As a first lady, Hillary’s sole important legislative involvement came during the first two years of her husband’s presidency when she sought to pass her ill-conceived health care reform, an effort that failed so miserably that it cost her party control of the House of Representatives for the first time in 40 years. Between 1995 to 1997, she was largely absent from the White House, traveling the world, promoting her best selling book and helping to raise funds. She never attended strategy meetings and her only intervention in the singular legislative achievements of Bill’s administration — welfare reform and the balanced budget deal — was privately to urge a veto of the former and to oppose the latter because it provided for a cut in the capital gains tax. Hillary returned to the White House in 1998 to oversee the defense to the Lewinsky scandal and the impeachment attempt, but the Clinton administration essentially folded its legislative efforts during those years and hung on for dear life. No portfolio of accomplishments there.

In the Senate, she has largely spent her time raising funds for herself and other Democrats (in hopes of attracting the votes of super delegates) and promoting her best selling memoir Living History. In part because of a lack of attention and also because of the Democrats’ minority status during much of her Senate tenure, she has passed very, very little of note.

Her legislative accomplishments in her first term in the Senate were almost entirely symbolic. She renamed a courthouse after Justice Thurgood Marshall. She passed a resolution honoring Alexander Hamilton and another celebrating the win of a Syracuse University lacrosse team. She renamed post offices, founded a national park in Puerto Rico and expressed the sense of the Senate that Harriet Tubman should have gotten a federal pension 150 years ago.

Her only actual legislation included one bill to increase nurse recruitment, another to aid respite time for Alzheimer’s care givers and another to expand veterans’ health benefits, a paltry output for six years’ service.

In her second term, she has spent full-time campaigning for president and has the worst attendance record of the three senators now still in the presidential race.

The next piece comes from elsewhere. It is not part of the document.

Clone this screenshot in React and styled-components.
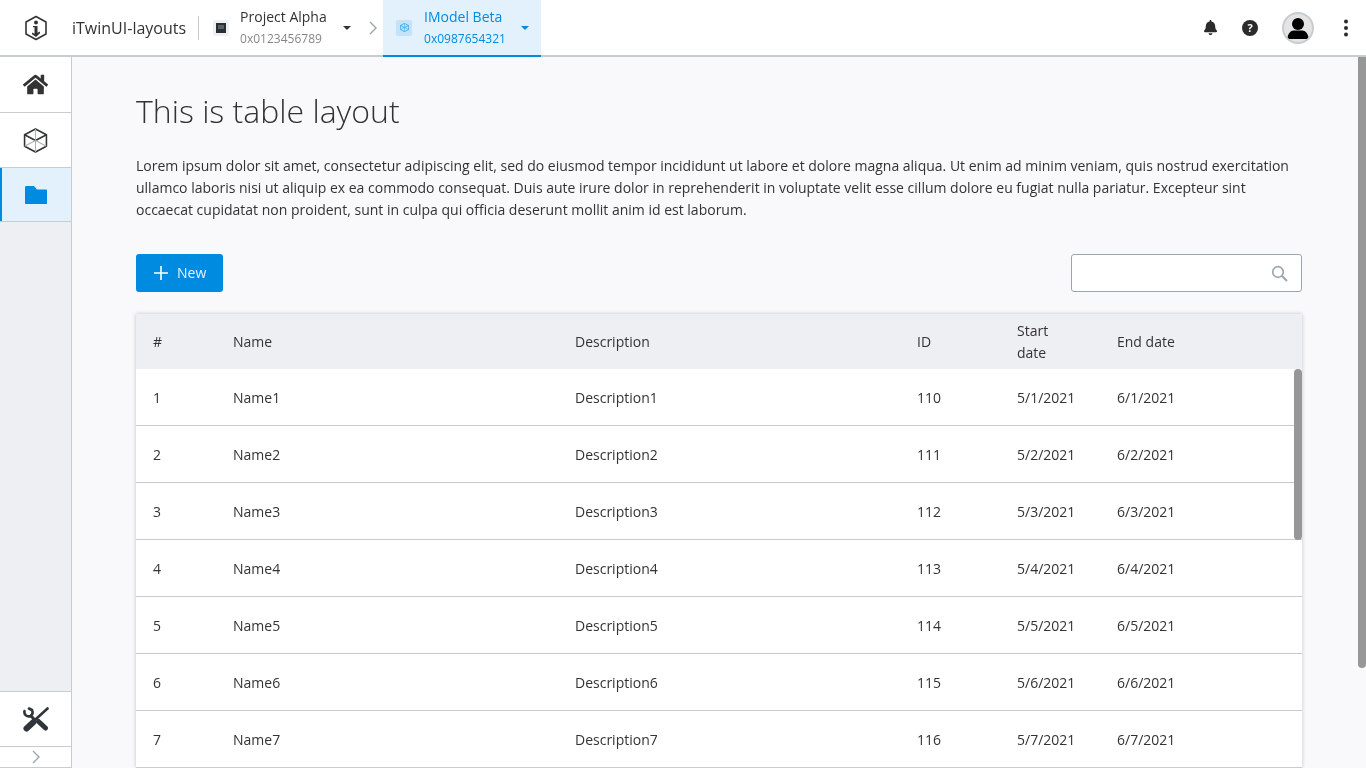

So who is she kidding? If she wants to hit Obama with a negative based on his inexperience and limited legislative record, she should go right ahead. But to pretend that she is the “solutions” and “answers” person while he gives speeches is absurd.

The press has really dropped the ball here. As Morris points out, Hillary was opposed to Welfare Reform and the Balanced Budget. Al Gore and Robert Rubin were instrumental in these achievements, but Hillary was a roadblock. Coupled with here disastrous health care plan, it’s ridiculous for her to claim her husband’s achievements as her own. In this sense she has gotten a pass from the press.

Cacoon of political ridiculousness

That’s the description of the Clinton campaign from a brilliant post by Josh Marshall. Josh has been nuetral in the battle between Obama and Clinton, and his opinion carries significant weight in the liberal blogoshpere.

The Clinton camp’s super delegate gambit is not only audacious. Far more than that it is simply unrealistic. The super delegates who are gettable for Clinton by loyalty, conviction or coercion are already got. And enough’s been seen of both candidates for everyone to be more than acquainted with them. The ones who remain — who make up roughly half the total — are waiting to see who the winner is.

The truth is that there are over 1000 elected delegates remaining to be won. We really don’t know what’s going to happen yet. But if the trend continues and Obama ends the primary season with a clear majority of elected delegates, the idea that those remaining super delegates will break for the candidate who won fewer delegates, raised less money and is polling worse against the Republican nominee simply makes no sense. I’m not saying that’s how it will be. But if Clinton starts winning big primaries in Ohio, Texas, Pennsylvania and other states, then the whole question is moot.

But this is like the unreality that seems more and more to suffuse the Clinton campaign. I don’t mean the candidate or her policies or the premises of her candidacy. I mean the cocoon of political ridiculousness that has increasingly permeated her campaign apparatus since early January.

You’ve seen my continuous barbs at Mark Penn, Clinton’s ‘chief strategist’. The last couple days have shown very clearly I think that Clinton could do nothing better for her campaign than to throttle this clown and let her get down to the business of making a case to voters for her candidacy. Perhaps good spin is an oxymoron, moral if not linguistic. But good spin is clever and forward-leaning pitches of actual realities, facts. The word in the sense we use it today actually came into being in the early 90s and to a great degree around the ’92 Clinton campaign, which had such mastery in its practice. But this Clinton campaign has been doing it in a weird parody mode. Not sharp ‘spins’ on favorable realities, but aggressive pitches of complete nonsense. So now you have Penn successively saying caucus wins don’t really count, small state wins don’t really count, medium state wins don’t really count, states with large African-American populations don’t really count, all building up to yesterday’s gem: “Could we possibly have a nominee who hasn’t won any of the significant states — outside of Illinois? That raises some serious questions about Sen. Obama.”

People are growing tired of the Clinton spin machine. That’s one of the reasons she is losing.